>> BEGIN

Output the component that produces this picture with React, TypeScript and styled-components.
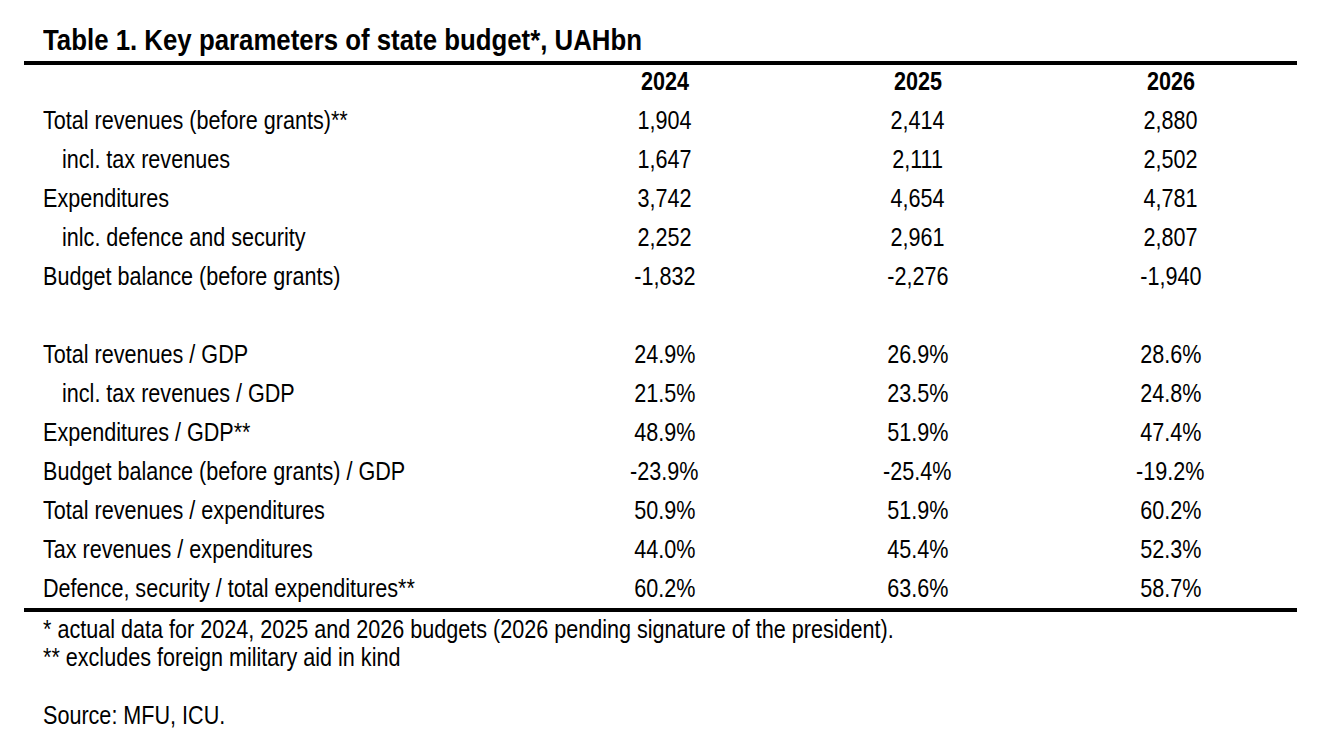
import React from "react";
import styled, { createGlobalStyle } from "styled-components";

const GlobalStyle = createGlobalStyle`
  html, body {
    margin: 0;
    padding: 0;
    background: #ffffff;
  }
  body {
    font-family: "Liberation Sans", Arial, sans-serif;
    color: #000000;
  }
`;

// Arial Narrow is not installed: Liberation Sans squeezed horizontally stands in for it.
const Narrow = styled.span<{ $origin?: string; $scale?: number }>`
  display: inline-block;
  white-space: nowrap;
  transform: scaleX(${(p) => p.$scale || 0.83});
  transform-origin: ${(p) => p.$origin || "left"} center;
`;

const Page = styled.div`
  width: 1327px;
  height: 740px;
  padding: 20px 30px 0 24px;
  box-sizing: border-box;
`;

const Title = styled.h1`
  margin: 0;
  padding-left: 19px;
  font-size: 29px;
  font-weight: 700;
  line-height: 41px;
`;

const Table = styled.div`
  border-top: 4px solid #000;
  border-bottom: 4px solid #000;
`;

const Row = styled.div<{ $header?: boolean }>`
  display: grid;
  grid-template-columns: 514px 253px 253px 253px;
  box-sizing: border-box;
  height: ${(p) => (p.$header ? "36px" : "39px")};
  padding-bottom: ${(p) => (p.$header ? "4px" : "0")};
  align-items: center;
  font-size: 26px;
  font-weight: ${(p) => (p.$header ? 700 : 400)};
`;

const Label = styled.div<{ $indent?: boolean }>`
  padding-left: ${(p) => (p.$indent ? "38px" : "19px")};
`;

const Cell = styled.div`
  text-align: center;
`;

const Notes = styled.div`
  padding: 3px 0 0 19px;
  font-size: 26px;
  line-height: 28px;
`;

const Note = styled.p<{ $gap?: boolean }>`
  margin: ${(p) => (p.$gap ? "30px 0 0" : "0")};
`;

type Line = { label: string; indent?: boolean; values: string[] } | null;

const lines: Line[] = [
  { label: "Total revenues (before grants)**", values: ["1,904", "2,414", "2,880"] },
  { label: "incl. tax revenues", indent: true, values: ["1,647", "2,111", "2,502"] },
  { label: "Expenditures", values: ["3,742", "4,654", "4,781"] },
  { label: "inlc. defence and security", indent: true, values: ["2,252", "2,961", "2,807"] },
  { label: "Budget balance (before grants)", values: ["-1,832", "-2,276", "-1,940"] },
  null,
  { label: "Total revenues / GDP", values: ["24.9%", "26.9%", "28.6%"] },
  { label: "incl. tax revenues / GDP", indent: true, values: ["21.5%", "23.5%", "24.8%"] },
  { label: "Expenditures / GDP**", values: ["48.9%", "51.9%", "47.4%"] },
  { label: "Budget balance (before grants) / GDP", values: ["-23.9%", "-25.4%", "-19.2%"] },
  { label: "Total revenues / expenditures", values: ["50.9%", "51.9%", "60.2%"] },
  { label: "Tax revenues / expenditures", values: ["44.0%", "45.4%", "52.3%"] },
  { label: "Defence, security / total expenditures**", values: ["60.2%", "63.6%", "58.7%"] },
];

const years = ["2024", "2025", "2026"];

export default function App() {
  return (
    <Page>
      <GlobalStyle />
      <Title>
        <Narrow $scale={0.89}>Table 1. Key parameters of state budget*, UAHbn</Narrow>
      </Title>
      <Table>
        <Row $header>
          <Label />
          {years.map((y) => (
            <Cell key={y}>
              <Narrow $origin="center">{y}</Narrow>
            </Cell>
          ))}
        </Row>
        {lines.map((line, i) =>
          line ? (
            <Row key={i}>
              <Label $indent={line.indent}>
                <Narrow>{line.label}</Narrow>
              </Label>
              {line.values.map((v, j) => (
                <Cell key={j}>
                  <Narrow $origin="center">{v}</Narrow>
                </Cell>
              ))}
            </Row>
          ) : (
            <Row key={i} />
          )
        )}
      </Table>
      <Notes>
        <Note>
          <Narrow>* actual data for 2024, 2025 and 2026 budgets (2026 pending signature of the president).</Narrow>
        </Note>
        <Note>
          <Narrow>** excludes foreign military aid in kind</Narrow>
        </Note>
        <Note $gap>
          <Narrow>Source: MFU, ICU.</Narrow>
        </Note>
      </Notes>
    </Page>
  );
}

>> END

Written problem. Look for the word "styled" in every line of the listing and copy the lines that have it.

Written answer.
Output the component that produces this picture with React, TypeScript and styled-components.
import styled, { createGlobalStyle } from "styled-components";
const Narrow = styled.span<{ $origin?: string; $scale?: number }>`
const Page = styled.div`
const Title = styled.h1`
const Table = styled.div`
const Row = styled.div<{ $header?: boolean }>`
const Label = styled.div<{ $indent?: boolean }>`
const Cell = styled.div`
const Notes = styled.div`
const Note = styled.p<{ $gap?: boolean }>`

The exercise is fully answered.